Requirement:
Output every line of the material exactly, omitting images.

********************

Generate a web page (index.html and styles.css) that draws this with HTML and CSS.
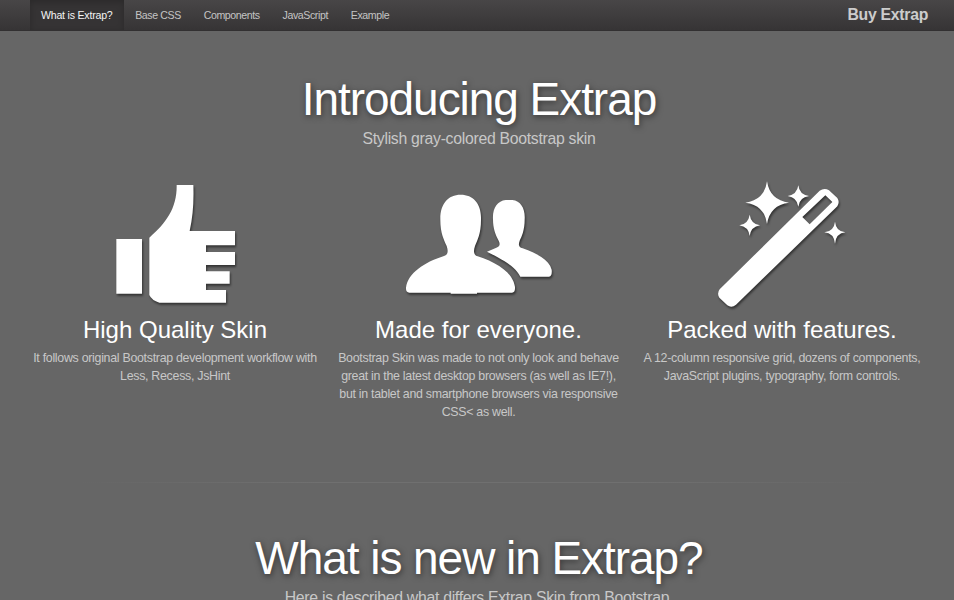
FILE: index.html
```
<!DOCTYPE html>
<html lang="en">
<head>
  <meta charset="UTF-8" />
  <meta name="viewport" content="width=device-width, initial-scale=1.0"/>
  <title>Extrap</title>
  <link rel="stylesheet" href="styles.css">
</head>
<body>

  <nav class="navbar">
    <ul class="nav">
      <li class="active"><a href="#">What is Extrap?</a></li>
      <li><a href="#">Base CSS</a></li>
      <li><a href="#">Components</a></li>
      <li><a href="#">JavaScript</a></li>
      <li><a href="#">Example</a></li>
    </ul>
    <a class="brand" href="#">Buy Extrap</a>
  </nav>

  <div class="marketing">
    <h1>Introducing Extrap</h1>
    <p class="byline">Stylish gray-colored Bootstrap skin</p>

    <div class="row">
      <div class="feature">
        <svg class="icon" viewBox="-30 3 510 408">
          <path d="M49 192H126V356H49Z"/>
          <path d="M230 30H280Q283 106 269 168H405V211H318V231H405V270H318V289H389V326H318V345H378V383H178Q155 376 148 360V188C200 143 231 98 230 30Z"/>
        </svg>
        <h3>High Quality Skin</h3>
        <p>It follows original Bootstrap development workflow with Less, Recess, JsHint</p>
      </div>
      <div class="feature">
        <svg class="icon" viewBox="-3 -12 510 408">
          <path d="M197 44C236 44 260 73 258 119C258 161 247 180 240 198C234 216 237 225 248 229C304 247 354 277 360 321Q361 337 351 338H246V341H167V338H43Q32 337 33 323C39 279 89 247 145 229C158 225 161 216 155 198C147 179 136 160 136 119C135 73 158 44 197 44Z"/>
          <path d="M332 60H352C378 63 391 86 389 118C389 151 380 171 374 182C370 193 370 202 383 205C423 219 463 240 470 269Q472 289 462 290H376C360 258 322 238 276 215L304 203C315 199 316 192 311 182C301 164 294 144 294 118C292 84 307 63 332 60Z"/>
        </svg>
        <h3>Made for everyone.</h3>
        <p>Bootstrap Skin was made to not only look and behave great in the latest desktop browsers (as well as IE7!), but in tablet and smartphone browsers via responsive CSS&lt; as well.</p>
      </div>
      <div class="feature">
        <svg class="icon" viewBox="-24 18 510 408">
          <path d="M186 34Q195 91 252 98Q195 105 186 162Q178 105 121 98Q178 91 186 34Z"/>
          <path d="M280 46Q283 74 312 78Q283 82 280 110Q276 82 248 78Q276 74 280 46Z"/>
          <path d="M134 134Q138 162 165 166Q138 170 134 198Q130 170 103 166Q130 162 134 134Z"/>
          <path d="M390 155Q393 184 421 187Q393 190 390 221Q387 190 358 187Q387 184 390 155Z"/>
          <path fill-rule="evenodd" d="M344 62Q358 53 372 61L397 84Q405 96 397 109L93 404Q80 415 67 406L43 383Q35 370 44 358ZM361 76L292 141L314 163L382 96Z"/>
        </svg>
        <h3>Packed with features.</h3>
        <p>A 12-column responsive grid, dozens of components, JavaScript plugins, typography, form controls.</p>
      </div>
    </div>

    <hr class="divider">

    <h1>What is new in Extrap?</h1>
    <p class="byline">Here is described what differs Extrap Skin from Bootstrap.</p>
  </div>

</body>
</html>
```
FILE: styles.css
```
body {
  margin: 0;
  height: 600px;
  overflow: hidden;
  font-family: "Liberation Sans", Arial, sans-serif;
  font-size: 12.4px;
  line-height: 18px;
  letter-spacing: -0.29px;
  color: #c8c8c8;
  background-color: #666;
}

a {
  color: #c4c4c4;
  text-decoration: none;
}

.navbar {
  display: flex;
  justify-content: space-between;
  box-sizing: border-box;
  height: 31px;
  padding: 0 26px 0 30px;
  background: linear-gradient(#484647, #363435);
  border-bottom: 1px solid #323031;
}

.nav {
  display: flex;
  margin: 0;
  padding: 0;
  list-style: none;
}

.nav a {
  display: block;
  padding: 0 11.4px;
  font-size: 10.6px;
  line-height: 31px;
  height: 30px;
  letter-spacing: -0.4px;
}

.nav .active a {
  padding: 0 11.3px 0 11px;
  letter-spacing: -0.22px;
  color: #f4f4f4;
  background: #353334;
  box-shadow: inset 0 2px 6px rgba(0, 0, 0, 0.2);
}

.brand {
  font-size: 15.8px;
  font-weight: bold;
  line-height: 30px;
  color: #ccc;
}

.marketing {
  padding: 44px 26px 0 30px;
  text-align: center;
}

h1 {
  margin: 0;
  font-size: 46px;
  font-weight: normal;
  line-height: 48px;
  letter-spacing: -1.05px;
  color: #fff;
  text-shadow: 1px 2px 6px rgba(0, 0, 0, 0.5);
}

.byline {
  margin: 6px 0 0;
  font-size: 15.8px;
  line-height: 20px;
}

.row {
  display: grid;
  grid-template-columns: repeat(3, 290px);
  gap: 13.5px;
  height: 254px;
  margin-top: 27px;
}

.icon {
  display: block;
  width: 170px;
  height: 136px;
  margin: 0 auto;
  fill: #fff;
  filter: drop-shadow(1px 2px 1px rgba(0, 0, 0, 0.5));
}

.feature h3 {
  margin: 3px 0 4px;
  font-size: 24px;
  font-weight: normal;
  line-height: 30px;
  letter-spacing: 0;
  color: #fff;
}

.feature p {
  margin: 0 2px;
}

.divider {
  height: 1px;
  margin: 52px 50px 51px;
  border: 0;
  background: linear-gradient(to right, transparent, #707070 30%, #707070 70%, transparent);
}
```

********************

Written response:
Generate a web page (index.html and styles.css) that draws this with HTML and CSS.
FILE: index.html
```
<!DOCTYPE html>
<html lang="en">
<head>
  <meta charset="UTF-8" />
  <meta name="viewport" content="width=device-width, initial-scale=1.0"/>
  <title>Extrap</title>
  <link rel="stylesheet" href="styles.css">
</head>
<body>

  <nav class="navbar">
    <ul class="nav">
      <li class="active"><a href="#">What is Extrap?</a></li>
      <li><a href="#">Base CSS</a></li>
      <li><a href="#">Components</a></li>
      <li><a href="#">JavaScript</a></li>
      <li><a href="#">Example</a></li>
    </ul>
    <a class="brand" href="#">Buy Extrap</a>
  </nav>

  <div class="marketing">
    <h1>Introducing Extrap</h1>
    <p class="byline">Stylish gray-colored Bootstrap skin</p>

    <div class="row">
      <div class="feature">
        <svg class="icon" viewBox="-30 3 510 408">
          <path d="M49 192H126V356H49Z"/>
          <path d="M230 30H280Q283 106 269 168H405V211H318V231H405V270H318V289H389V326H318V345H378V383H178Q155 376 148 360V188C200 143 231 98 230 30Z"/>
        </svg>
        <h3>High Quality Skin</h3>
        <p>It follows original Bootstrap development workflow with Less, Recess, JsHint</p>
      </div>
      <div class="feature">
        <svg class="icon" viewBox="-3 -12 510 408">
          <path d="M197 44C236 44 260 73 258 119C258 161 247 180 240 198C234 216 237 225 248 229C304 247 354 277 360 321Q361 337 351 338H246V341H167V338H43Q32 337 33 323C39 279 89 247 145 229C158 225 161 216 155 198C147 179 136 160 136 119C135 73 158 44 197 44Z"/>
          <path d="M332 60H352C378 63 391 86 389 118C389 151 380 171 374 182C370 193 370 202 383 205C423 219 463 240 470 269Q472 289 462 290H376C360 258 322 238 276 215L304 203C315 199 316 192 311 182C301 164 294 144 294 118C292 84 307 63 332 60Z"/>
        </svg>
        <h3>Made for everyone.</h3>
        <p>Bootstrap Skin was made to not only look and behave great in the latest desktop browsers (as well as IE7!), but in tablet and smartphone browsers via responsive CSS&lt; as well.</p>
      </div>
      <div class="feature">
        <svg class="icon" viewBox="-24 18 510 408">
          <path d="M186 34Q195 91 252 98Q195 105 186 162Q178 105 121 98Q178 91 186 34Z"/>
          <path d="M280 46Q283 74 312 78Q283 82 280 110Q276 82 248 78Q276 74 280 46Z"/>
          <path d="M134 134Q138 162 165 166Q138 170 134 198Q130 170 103 166Q130 162 134 134Z"/>
          <path d="M390 155Q393 184 421 187Q393 190 390 221Q387 190 358 187Q387 184 390 155Z"/>
          <path fill-rule="evenodd" d="M344 62Q358 53 372 61L397 84Q405 96 397 109L93 404Q80 415 67 406L43 383Q35 370 44 358ZM361 76L292 141L314 163L382 96Z"/>
        </svg>
        <h3>Packed with features.</h3>
        <p>A 12-column responsive grid, dozens of components, JavaScript plugins, typography, form controls.</p>
      </div>
    </div>

    <hr class="divider">

    <h1>What is new in Extrap?</h1>
    <p class="byline">Here is described what differs Extrap Skin from Bootstrap.</p>
  </div>

</body>
</html>
```
FILE: styles.css
```
body {
  margin: 0;
  height: 600px;
  overflow: hidden;
  font-family: "Liberation Sans", Arial, sans-serif;
  font-size: 12.4px;
  line-height: 18px;
  letter-spacing: -0.29px;
  color: #c8c8c8;
  background-color: #666;
}

a {
  color: #c4c4c4;
  text-decoration: none;
}

.navbar {
  display: flex;
  justify-content: space-between;
  box-sizing: border-box;
  height: 31px;
  padding: 0 26px 0 30px;
  background: linear-gradient(#484647, #363435);
  border-bottom: 1px solid #323031;
}

.nav {
  display: flex;
  margin: 0;
  padding: 0;
  list-style: none;
}

.nav a {
  display: block;
  padding: 0 11.4px;
  font-size: 10.6px;
  line-height: 31px;
  height: 30px;
  letter-spacing: -0.4px;
}

.nav .active a {
  padding: 0 11.3px 0 11px;
  letter-spacing: -0.22px;
  color: #f4f4f4;
  background: #353334;
  box-shadow: inset 0 2px 6px rgba(0, 0, 0, 0.2);
}

.brand {
  font-size: 15.8px;
  font-weight: bold;
  line-height: 30px;
  color: #ccc;
}

.marketing {
  padding: 44px 26px 0 30px;
  text-align: center;
}

h1 {
  margin: 0;
  font-size: 46px;
  font-weight: normal;
  line-height: 48px;
  letter-spacing: -1.05px;
  color: #fff;
  text-shadow: 1px 2px 6px rgba(0, 0, 0, 0.5);
}

.byline {
  margin: 6px 0 0;
  font-size: 15.8px;
  line-height: 20px;
}

.row {
  display: grid;
  grid-template-columns: repeat(3, 290px);
  gap: 13.5px;
  height: 254px;
  margin-top: 27px;
}

.icon {
  display: block;
  width: 170px;
  height: 136px;
  margin: 0 auto;
  fill: #fff;
  filter: drop-shadow(1px 2px 1px rgba(0, 0, 0, 0.5));
}

.feature h3 {
  margin: 3px 0 4px;
  font-size: 24px;
  font-weight: normal;
  line-height: 30px;
  letter-spacing: 0;
  color: #fff;
}

.feature p {
  margin: 0 2px;
}

.divider {
  height: 1px;
  margin: 52px 50px 51px;
  border: 0;
  background: linear-gradient(to right, transparent, #707070 30%, #707070 70%, transparent);
}
```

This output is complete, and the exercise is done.